On May 30, the Ministry of Health (MINSA) disclosed the number of maternal deaths. In 2006, 93 women had died per 100,000 childbirths. That number was reduced to 59 deaths in 2011 and in 2016 to 38 women per 100,000 births.

Nicaragua also successfully achieved its millennium development goals thanks to a model of comprehensive health for pregnant women launched by the government. And in 2011 Nicaragua was also rewarded the World Health Organization's “America Prize” for reducing maternal deaths.

It was no surprise that the decision to protect all life garnered energetic protest of the international pro-abortion powers, which immediately began threatening to remove economic aid. Many donor countries closed their embassies and external cooperation agencies in Nicaragua because they considered what was done a setback for “women's rights.” Among them were Finland, Denmark, Sweden, and the Netherlands.

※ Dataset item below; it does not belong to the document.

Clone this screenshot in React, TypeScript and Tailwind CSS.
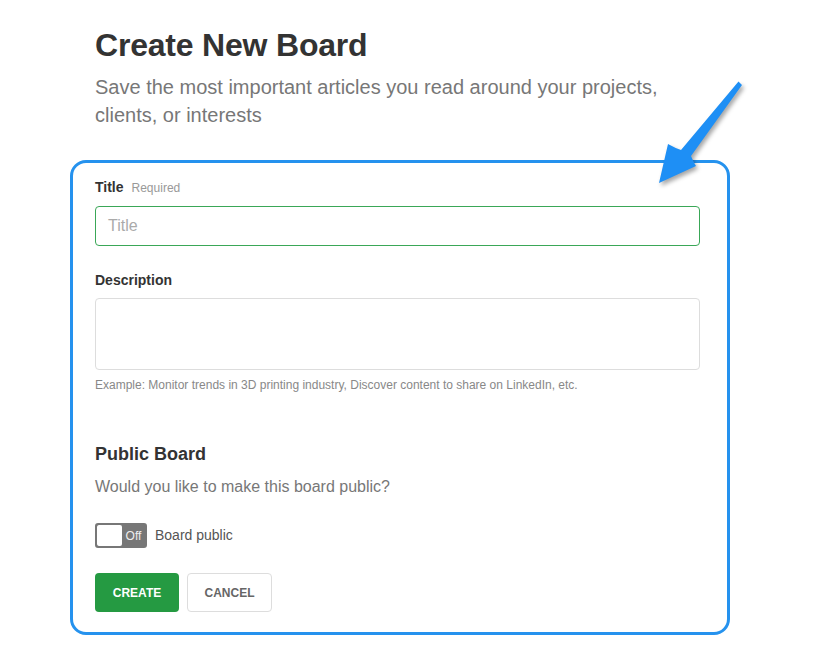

But even with the stellar drop in maternal mortality, the so-called defenders of women’s rights are not pleased. A bill called “Special law for interrupting pregnancy for health reasons” has been introduced before the Congress and advanced by the “Promoter Committee.” This committee is supported by IPAS (International Project Assistance Services), which manufactures and markets hand-held suctioning devices for abortions.

They use the slogan “Las Queremos Vivas” (“We want them alive”). The initiative was rejected by Congress, but the committee and other groups have stated that they will continue to insist until it is approved.

But Nicaraguans know that pro-abortion campaigns funded by powerful countries and agencies are permanent and sustained. The New World Order puppeteers consider poverty a destabilizing factor. They move powerful nations to establish policies that, instead of eliminating poverty through education and health, will eliminate the poor. Let's not get caught in that trap. Let's not go back to the past.